The National Trust is right to state that farmers should only receive public money for delivering public goods and benefits – increasing wildlife on their farms, using their land to hold flood water, improving the structure of their soil so as to store even greater quantities of carbon etc. But like other big conservation bodies, the Trust seems to be forgetting something rather fundamental about farming – its primary purpose to feed us. The CAP must not morph simply into a ‘BAP’ – a Biodiversity Agricultural Policy – focused wholly on wildlife. We need a farming policy that strives to restore ecological complexity in our farmed landscapes because widespread presence and plethora of biodiversity are understood to be the foundations for building a resilient, sustainable farming system – one capable of feeding our Nation in the face of future shocks and challenges.
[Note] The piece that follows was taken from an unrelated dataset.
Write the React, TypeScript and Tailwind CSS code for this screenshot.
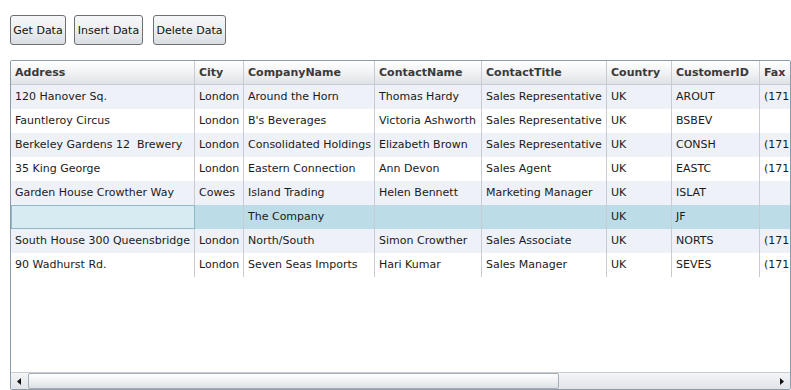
import React from "react";

const cols = [
  { name: "Address", w: 184 },
  { name: "City", w: 49 },
  { name: "CompanyName", w: 131 },
  { name: "ContactName", w: 107 },
  { name: "ContactTitle", w: 125 },
  { name: "Country", w: 65 },
  { name: "CustomerID", w: 88 },
  { name: "Fax", w: 120 },
];

const rows: string[][] = [
  ["120 Hanover Sq.", "London", "Around the Horn", "Thomas Hardy", "Sales Representative", "UK", "AROUT", "(171) 555-6750"],
  ["Fauntleroy Circus", "London", "B's Beverages", "Victoria Ashworth", "Sales Representative", "UK", "BSBEV", ""],
  ["Berkeley Gardens 12  Brewery", "London", "Consolidated Holdings", "Elizabeth Brown", "Sales Representative", "UK", "CONSH", "(171) 555-9199"],
  ["35 King George", "London", "Eastern Connection", "Ann Devon", "Sales Agent", "UK", "EASTC", "(171) 555-3373"],
  ["Garden House Crowther Way", "Cowes", "Island Trading", "Helen Bennett", "Marketing Manager", "UK", "ISLAT", ""],
  ["", "", "The Company", "", "", "UK", "JF", ""],
  ["South House 300 Queensbridge", "London", "North/South", "Simon Crowther", "Sales Associate", "UK", "NORTS", "(171) 555-2530"],
  ["90 Wadhurst Rd.", "London", "Seven Seas Imports", "Hari Kumar", "Sales Manager", "UK", "SEVES", "(171) 555-5646"],
];

function Btn({ label, cls }: { label: string; cls: string }) {
  return (
    <button className={`h-[30px] rounded-[3px] border border-[#707070] bg-gradient-to-b from-[#f6f7f8] via-[#eceef0] to-[#d9dde2] text-[11px] text-[#111] leading-none whitespace-nowrap flex items-center justify-center ${cls}`}>
      {label}
    </button>
  );
}

export default function App() {
  const font = { fontFamily: "Tahoma, 'DejaVu Sans', Verdana, sans-serif" };
  return (
    <div className="w-[791px] h-[390px] bg-white overflow-hidden relative" style={font}>
      <div className="flex gap-[8px] pl-[10px] pt-[15px]">
        <Btn label="Get Data" cls="w-[56px]" />
        <Btn label="Insert Data" cls="w-[69px]" />
        <Btn label="Delete Data" cls="w-[73px] ml-[2px]" />
      </div>
      <div className="absolute left-[10px] top-[60px] w-[781px] h-[330px] border border-[#8b9cab] rounded-[2px] overflow-hidden flex flex-col">
        <div className="flex-1 overflow-hidden">
          <div className="flex h-[24px] bg-gradient-to-b from-[#ffffff] via-[#f1f2f4] to-[#dfe2e6] border-b border-[#c8ccd2]">
            {cols.map((c, i) => (
              <div
                key={c.name}
                className={`shrink-0 flex items-center pl-[4px] pt-[1px] text-[11px] font-bold text-[#3a3a3a] whitespace-nowrap overflow-hidden ${i < cols.length - 1 ? "border-r border-[#c8ccd2]" : ""}`}
                style={{ width: c.w }}
              >
                {c.name}
              </div>
            ))}
          </div>
          {rows.map((r, ri) => {
            const selected = ri === 5;
            const bg = selected ? "bg-[#bcdde8]" : ri % 2 === 0 ? "bg-[#eef1f7]" : "bg-white";
            return (
              <div key={ri} className={`flex h-[24px] ${bg}`}>
                {r.map((cell, ci) => {
                  const current = selected && ci === 0;
                  return (
                    <div
                      key={ci}
                      className={`shrink-0 flex items-center pl-[4px] text-[11px] text-[#1a1a1a] whitespace-pre overflow-hidden ${
                        current ? "bg-[#d7ebf3] border border-[#8fb9c9]" : ci < cols.length - 1 ? "border-r border-[#c8ccd2]" : ""
                      }`}
                      style={{ width: cols[ci].w }}
                    >
                      {cell}
                    </div>
                  );
                })}
              </div>
            );
          })}
        </div>
        <div className="h-[17px] flex bg-gradient-to-b from-[#f4f5f7] to-[#e0e4e9] border-t border-[#c9cdd2]">
          <div className="w-[17px] flex items-center justify-center">
            <svg width="5" height="7" viewBox="0 0 5 7"><path d="M4 0 L0 3.5 L4 7 Z" fill="#111" /></svg>
          </div>
          <div className="w-[531px] h-[16px] rounded-[2px] border border-[#a5adb6] bg-gradient-to-b from-[#ffffff] via-[#eff1f3] to-[#dde1e6]" />
          <div className="flex-1" />
          <div className="w-[17px] flex items-center justify-center">
            <svg width="5" height="7" viewBox="0 0 5 7"><path d="M1 0 L5 3.5 L1 7 Z" fill="#111" /></svg>
          </div>
        </div>
      </div>
    </div>
  );
}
We may no longer be blockaded by the U-boats as during WWII, but climate change, over-reliance on transporting food vast distances, and increasing numbers of hungry people in countries that currently export foodstuffs to us are real, long-term challenges to our food security.
[i] http://www.fwi.co.uk/news/farmers-will-vote-to-leave-eu-agrichat-poll-reveals.htm
[ii] Barber, D, Anatomy of a ‘Green’ Agriculture, Massey Ferguson Award, January 1990.